Baskerville went into the trade (allegedly finding out the secrets of Taylor’s ingredients by following him round the city and buying from his suppliers exactly the same items and quantities that Taylor had purchased). He quickly made a considerable fortune, which enabled him to move his home from Birmingham’s then city centre to a small estate to the north-east, when he built a house, Easy Hill, his home and workshop for the rest of his life, and his first burial place. (Sadly, Easy Hill was burned down in the Birmingham Riots of 1791.)

He was a member of the Lunar Society of Birmingham, and was also a friend of the London bookseller, writer and editor Robert Dodsley, ‘at Tully’s Head in Pall-Mall’, next to the Smyrna coffee house. Benton gives a lot of detail on his social life and connections (who included Benjamin Franklin), his will, his inflammatory instructions about his burial, and the subsequent fate of his body.

Was it perhaps from Dodsley (another poor boy from the Midlands made good) that Baskerville conceived the idea of a ‘Scheme of printing and Letter founding’? Benton describes – from sources including Hansard’s Typographia (1825), the works of Thomas Frognall Dibdin, and Talbot Baines Reed’s A History of the Old English Letter Foundries (1887) – Baskerville’s thorough and systematic approach to the whole process of designing the typeface, cutting the punches, creating the matrices, and so on, as well as choosing or making paper that would give the best result, devising a new recipe for ink, and creating hot plates to dry the printed sheets quickly.

British printers had until the 1730s mostly bought their type in the Low Countries. William Caslon (1692–1766), whose background was also in metal-working, and for whom Baskerville acknowledged his respect, is generally regarded as the first ‘modern’ English typefounder, but he sold type to printers. One of the unique features of Baskerville’s undertaking was that he was responsible for every stage in a book’s production (in some cases first commissioning a scholar to produce an edition of a work he wanted to publish), up to the stage of printing and finishing the sheets. (Binding was then left to the choice of the bookseller, or in many cases the end customer.)

Benton gives an account of the books Baskerville printed – from Virgil and Horace to Milton, Addison and Congreve. He also makes it clear that, with every publication, Baskerville’s innovations and perfectionism caused him to lose money: he could not price his products at a level the public was prepared to pay. This was even the case with his masterpiece, the Bible, which he printed for the University of Cambridge, who gave him the title of University Printer but required him (reasonably from their point of view, but not from his) to travel back and forth rather than carrying out the work in Birmingham. He worked on the Bible and Book of Common Prayer from 1758 to 1763, and after that printed almost nothing for four years, until a Birmingham rival goaded him back into activity.

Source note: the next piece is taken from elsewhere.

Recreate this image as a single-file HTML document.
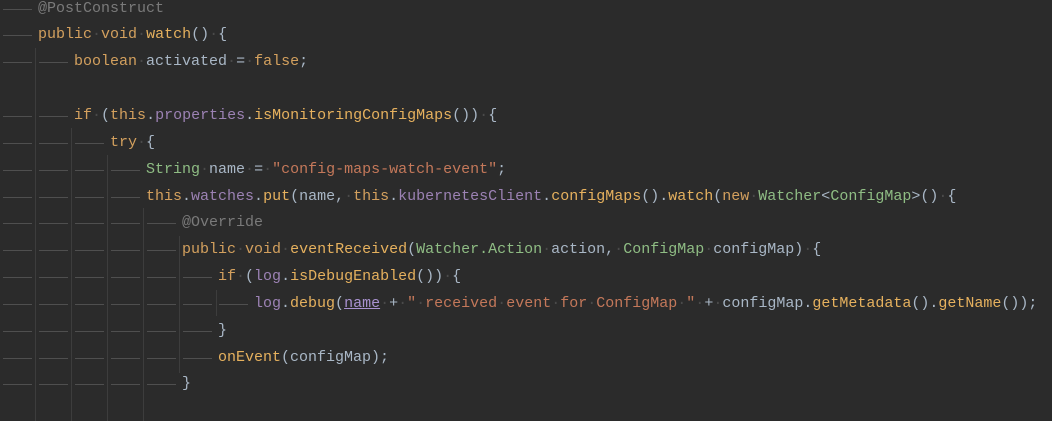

His career in the book business seems to have been a source of great frustration to him (not merely because he could not make a profit from his superb work), and he had many enemies, especially in the London book trade. Benton points out the animosity revealed by John Nichols in his Literary Anecdotes of the Eighteenth Century, and other contemporary critics objected to his scholarship, his avowed atheism and indeed his personality. On his death, in 1775, his widow attempted to sell the business, including the types, and eventually, they left the country for France, purchased by a consortium headed by Beaumarchais (yes, that Beaumarchais: Le mariage de Figaro was printed, along with the complete works of Voltaire, at Kehl in Germany, to avoid the French censors).

At the time when Benton was writing, the type had disappeared from view, but the punches and matrices were later rediscovered, and in 1953 were generously presented by the then owners, Deberny et Peignot of Paris, to Cambridge University Press – the bulk are held at the University Library, but we have a few specimens in our own museum, along with – in pride of place – two Baskerville Bibles.